Post posted by VED »

2p #. Part II What is repulsive about Indians?



What is repulsive about Indians? Well, the question presupposes that there is something repulsive about Indians.

Well, is there anything really repulsive about Indians? Well, I am not sure about many things, and what is the universal experience, but then, there is one thing that makes Indians repulsive. However, this repulsiveness is more felt by Indians themselves, than by others.

Well, this repulsiveness is encoded in the Indian languages. Indian languages are designed to despoil most people, and to ennoble a few. Well, currently, most Indian languages encase such persons as a doctor, a government official, a political leader, a rich man, a formal teacher, spiritual leaders, the boss, the owner and such, with powerful ennobling features. However, other people, who are the majority, do not get any ennobling. Instead, they are more or less insulted, ridiculed, spoiled, atrophied, and more or less deprived of basic human dignity in most cases by the words in the Indian languages. However, the effect and level of this action depends on individual languages, and also on the specific dialect within it.

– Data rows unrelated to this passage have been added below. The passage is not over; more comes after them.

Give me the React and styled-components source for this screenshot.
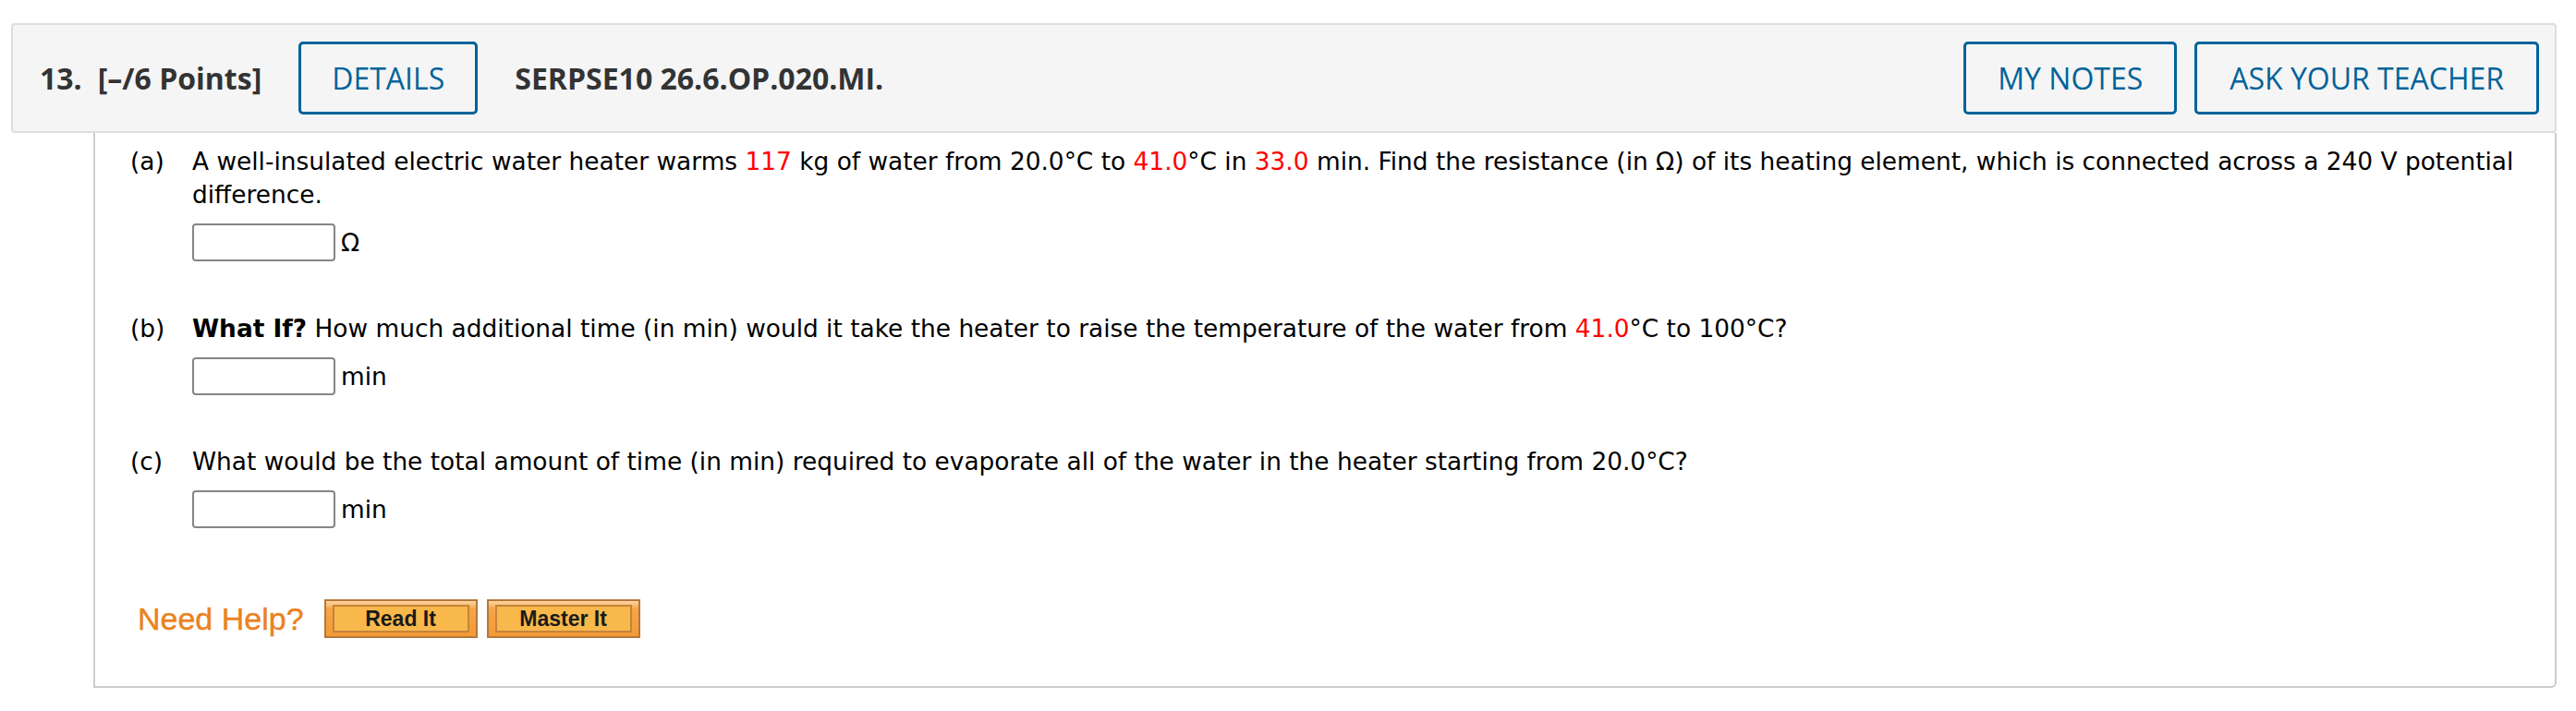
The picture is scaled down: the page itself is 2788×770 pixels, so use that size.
import React from "react";
import styled, { createGlobalStyle } from "styled-components";

const GlobalStyle = createGlobalStyle`
  body {
    margin: 0;
    background: #fff;
  }
`;

const Question = styled.div`
  margin: 25px 21px 0 12px;
`;

const Header = styled.div`
  display: flex;
  align-items: center;
  height: 119px;
  box-sizing: border-box;
  padding: 0 17px 0 29px;
  background: #f5f5f5;
  border: 2px solid #dedede;
  border-radius: 4px;
  font-family: "Open Sans", sans-serif;
`;

const HeadText = styled.span`
  font-size: 32px;
  font-weight: 700;
  color: #333;
  margin-left: ${(p) => p.$gap || 0}px;
  white-space: nowrap;
`;

const OutlineButton = styled.button`
  height: 79px;
  padding: 0 ${(p) => p.$pad || 32}px;
  margin-left: ${(p) => p.$gap || 0}px;
  background: transparent;
  border: 3px solid #00639a;
  border-radius: 5px;
  color: #00639a;
  font-family: "Open Sans", sans-serif;
  font-size: 32px;
  font-weight: 500;
  white-space: nowrap;
  cursor: pointer;
`;

const Spacer = styled.div`
  flex: 1;
`;

const Actions = styled.div`
  display: flex;
  gap: 19px;
`;

const Body = styled.div`
  margin-left: 89px;
  padding: 13px 25px 52px 38px;
  border: 2px solid #cccccc;
  border-top: none;
  border-radius: 0 0 6px 0;
  font-family: "DejaVu Sans", Verdana, sans-serif;
  font-size: 26.4px;
  line-height: 36px;
  color: #000;
`;

const Part = styled.div`
  display: grid;
  grid-template-columns: 67px 1fr;
  margin-bottom: ${(p) => p.$after}px;
`;

const Label = styled.div``;

const Red = styled.span`
  color: #ff0000;
`;

const Bold = styled.b`
  font-weight: 700;
`;

const AnswerRow = styled.div`
  display: flex;
  align-items: center;
  margin-top: 13px;
`;

const Input = styled.input`
  width: 155px;
  height: 41px;
  box-sizing: border-box;
  border: 2px solid #858585;
  border-radius: 4px;
  background: #fff;
`;

const Unit = styled.span`
  margin-left: 6px;
`;

const HelpRow = styled.div`
  display: flex;
  align-items: center;
  padding-left: 8px;
`;

const HelpTitle = styled.span`
  font-family: "Liberation Sans", Arial, sans-serif;
  font-size: 34px;
  color: #ea8220;
  margin-right: 22px;
  line-height: 1;
  -webkit-text-stroke: 0.4px #ea8220;
`;

const HelpButton = styled.button`
  width: 166px;
  height: 42px;
  margin-right: 10px;
  padding: 0;
  box-sizing: border-box;
  border: 2px solid #b5773b;
  background: linear-gradient(#fbd7a4 0, #f6a548 22%, #f39a36 100%);
  cursor: pointer;
  display: flex;
  align-items: center;
  justify-content: center;
`;

const HelpInner = styled.span`
  display: flex;
  align-items: center;
  justify-content: center;
  width: 148px;
  height: 30px;
  box-sizing: border-box;
  border: 2px solid #c4843d;
  background: #f9b84b;
  font-family: "Liberation Sans", Arial, sans-serif;
  font-weight: 700;
  font-size: 23px;
  color: #1a1a1a;
`;

export default function App() {
  return (
    <>
      <GlobalStyle />
      <Question>
        <Header>
          <HeadText>13.</HeadText>
          <HeadText $gap={17}>[–/6 Points]</HeadText>
          <OutlineButton $gap={40} $pad={33}>DETAILS</OutlineButton>
          <HeadText $gap={40}>SERPSE10 26.6.OP.020.MI.</HeadText>
          <Spacer />
          <Actions>
            <OutlineButton $pad={34}>MY NOTES</OutlineButton>
            <OutlineButton $pad={35}>ASK YOUR TEACHER</OutlineButton>
          </Actions>
        </Header>
        <Body>
          <Part $after={55}>
            <Label>(a)</Label>
            <div>
              A well-insulated electric water heater warms <Red>117</Red> kg of
              water from 20.0°C to <Red>41.0</Red>°C in <Red>33.0</Red> min. Find
              the resistance (in Ω) of its heating element, which is connected
              across a 240 V potential difference.
              <AnswerRow>
                <Input />
                <Unit>Ω</Unit>
              </AnswerRow>
            </div>
          </Part>
          <Part $after={54}>
            <Label>(b)</Label>
            <div>
              <Bold>What If?</Bold> How much additional time (in min) would it
              take the heater to raise the temperature of the water from{" "}
              <Red>41.0</Red>°C to 100°C?
              <AnswerRow>
                <Input />
                <Unit>min</Unit>
              </AnswerRow>
            </div>
          </Part>
          <Part $after={77}>
            <Label>(c)</Label>
            <div>
              What would be the total amount of time (in min) required to
              evaporate all of the water in the heater starting from 20.0°C?
              <AnswerRow>
                <Input />
                <Unit>min</Unit>
              </AnswerRow>
            </div>
          </Part>
          <HelpRow>
            <HelpTitle>Need Help?</HelpTitle>
            <HelpButton>
              <HelpInner>Read It</HelpInner>
            </HelpButton>
            <HelpButton>
              <HelpInner>Master It</HelpInner>
            </HelpButton>
          </HelpRow>
        </Body>
      </Question>
    </>
  );
}
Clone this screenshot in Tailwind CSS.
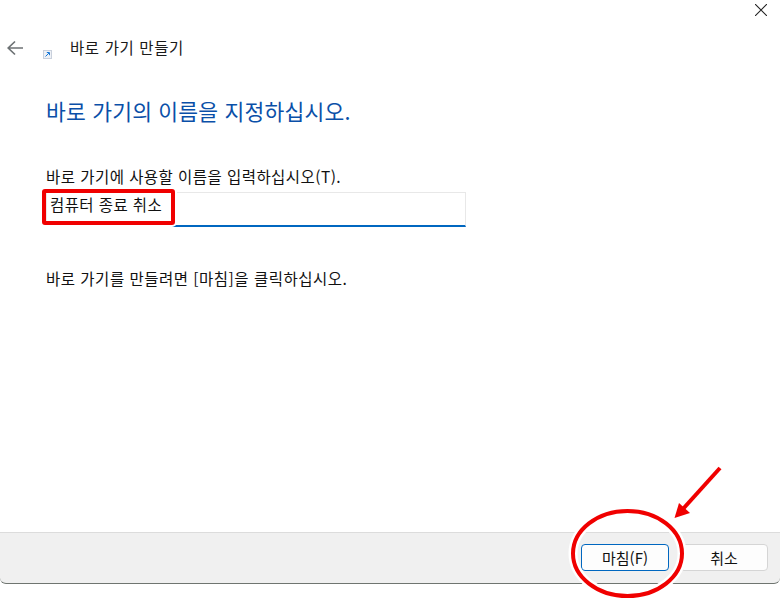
<!DOCTYPE html>
<html lang="ko">
<head>
<meta charset="utf-8">
<script src="https://cdn.jsdelivr.net/npm/@tailwindcss/browser@4"></script>
</head>
<body class="bg-white">
<div class="relative w-[780px] h-[601px] overflow-hidden bg-white flex flex-col font-['Noto_Sans_CJK_KR','Noto_Sans',sans-serif] text-[#111]">
  <main class="h-[532px] flex flex-col">
    <div class="h-[20px] pt-[4px] flex justify-end pr-[13px]">
      <svg class="w-[12px] h-[12px] shrink-0" viewBox="0 0 12 12" fill="none" stroke="#222" stroke-width="1.1"><path d="M0 0 12 12M12 0 0 12"/></svg>
    </div>
    <header class="flex items-center h-[56px] pl-[7px]">
      <svg class="w-[16px] h-[16px] shrink-0" viewBox="0 0 16 16" fill="none" stroke="#6d7274" stroke-width="1.7"><path d="M16 8H1.2M8 1.5 1.2 8 8 14.5"/></svg>
      <svg class="w-[9px] h-[9px] ml-[20px] mt-[12px] shrink-0" viewBox="0 0 9 9"><rect x=".5" y=".5" width="8" height="8" fill="#eef1f6" stroke="#c9d0dc"/><path d="M2.5 6.5 6 3M3.8 2.5H6.5V5.2" fill="none" stroke="#1a78d6" stroke-width="1"/></svg>
      <div class="ml-[18px] mb-[3px] text-[15.5px] tracking-[0.6px] leading-[20px] text-[#1a1a1a]">바로 가기 만들기</div>
    </header>
    <h1 class="ml-[46px] mt-[22px] text-[21.5px] tracking-[0.2px] leading-[26px] font-normal text-[#0a4fa8]">바로 가기의 이름을 지정하십시오.</h1>
    <label class="ml-[46px] mt-[42px] text-[15.5px] tracking-[0.45px] leading-[20px]">바로 가기에 사용할 이름을 입력하십시오(T).</label>
    <div class="ml-[46px] mt-[6px] w-[420px] h-[35px] border border-[#e8e8e8] border-b-2 border-b-[#0067c0] pl-[3px] text-[15.5px] tracking-[0.4px] leading-[22px] flex items-start">컴퓨터 종료 취소</div>
    <p class="ml-[46px] mt-[41px] text-[15.5px] tracking-[0.5px] leading-[20px]">바로 가기를 만들려면 [마침]을 클릭하십시오.</p>
  </main>
  <footer class="h-[52px] bg-[#f0f0f0] border-t border-[#dcdcdc] border-b border-b-[#6f7570] rounded-b-[6px] flex justify-end items-start gap-[11px] pt-[11px] pr-[12px] text-[15px]">
    <button class="w-[88px] h-[27px] rounded-[4px] bg-[#fdfdfd] border border-[#0067c0] leading-[24px]">마침(F)</button>
    <button class="w-[88px] h-[27px] rounded-[4px] bg-[#fdfdfd] border border-[#d5d5d5] leading-[24px]">취소</button>
  </footer>
  <div class="absolute left-[42px] top-[189px] w-[133px] h-[36px] rounded-[3px] border-[4px] border-[#f00000] shadow-[0_0_0_2px_#fff]"></div>
  <svg class="absolute inset-0 w-[780px] h-[601px] pointer-events-none" viewBox="0 0 780 601" fill="none">
    <ellipse cx="627.5" cy="553.5" rx="54.5" ry="42.5" stroke="#fff" stroke-width="9"/>
    <ellipse cx="627.5" cy="553.5" rx="54.5" ry="42.5" stroke="#f00000" stroke-width="4"/>
    <path d="M720 468 682 510" stroke="#f00000" stroke-width="4"/>
    <path d="M674.5 518 679 503 690 513Z" fill="#f00000"/>
  </svg>
</div>
</body>
</html>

The issue is that of ‘respect’. Now the problem here is that the higher guys have to be compulsorily extended respect, while the other persons are extended words that are not just deprived of ‘respect’, but with words that are insulting, repulsive and degrading.

If any person is mentioned or discussed in any Indian social circle, and if this man does not belong to any of the socially acknowledged superior groups, then he or she is literally torn into pieces in terms of human dignity.

Now, this is the repulsiveness of Indians. They can make a person really spoiled. It is a very terrible experience. The terror is more in that, unlike in English, the person in question has no right or control on what his personality is being put to, or to the contortions that it has to bear.

There is a much quoted statement of Eleanor Roosevelt: No one can make you feel inferior without your consent.

Actually this is a very idiotic statement. She speaks without having any inkling about Indian communication systems. Her words may have sprung up from the experience of living in an English world. But then, this is not the full reality. The reality includes worlds such as India also.

In Indian communication systems, others can, not only make anther person ‘feel’ inferior, they can also make him inferior, degrade him without being abusive, they can degrade him along with being affectionate and appreciative and lovable. Well, how can one explain this paradoxical and even self contradictory situation in English? It is more or less impossible.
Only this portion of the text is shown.